(President of the original Rock Steady Crew)

Real Name: Richard Colon
D.O.B: January 1, 1966

Robert “Crazy Legs” Colon is THE one and only b-boy legend, a living personification of hip hop. His walk to the shops is an art form. He is the b-boy equivalent to Michael Jordan and Bill Russell on a basketball court, the Michael Jackson and Fred Astaire on a dance floor. The hip hop culture of breakdancing from the Boogie–Down Bronx begins and ends with the footwork and toprock of Crazy Legs. The president of the Rock Steady Crew, he became a cultural icon when his talents took this new wave of a dance from the sidewalk cracks in the Bronx and Manhattan boroughs to the world stage.

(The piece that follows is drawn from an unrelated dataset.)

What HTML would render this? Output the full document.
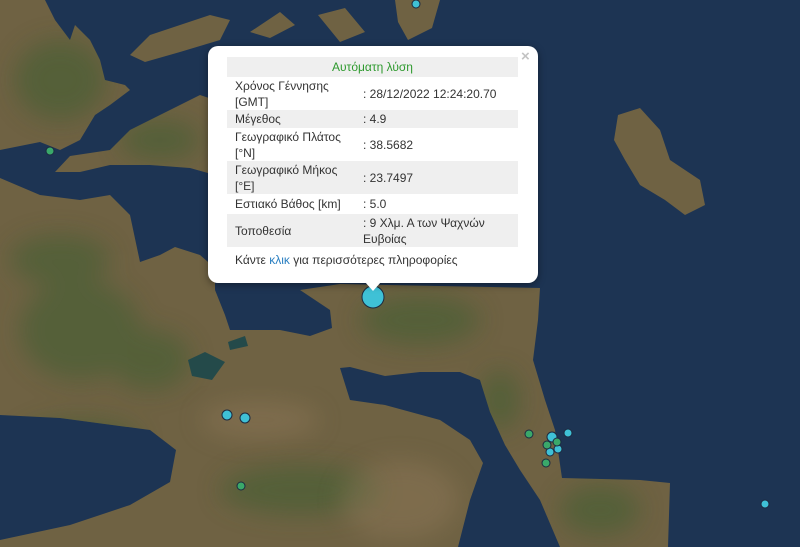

Growing up poor in the projects of the Bronx, legendary b-boy Crazy Legs saw the gang activity that his fellow Puerto Ricans were involved in. Choosing to make something of himself, rather than getting sucked into the gang life, he got into breakdancing. At the tender age of ten, Legs and his cousin Lenny Len would spark battles with the leaders of the RSC, Jimmy Jo and Jimmy Lee. They lost but gained renowned respect for their skills. They were pitted against other area outfits in future battles and before too long, RSC were a force to be reckoned with as the strongest b-boy crew in the game. But it wasn’t until Legs’ parents moved them out of the Bronx to Manhattan did his story really begin.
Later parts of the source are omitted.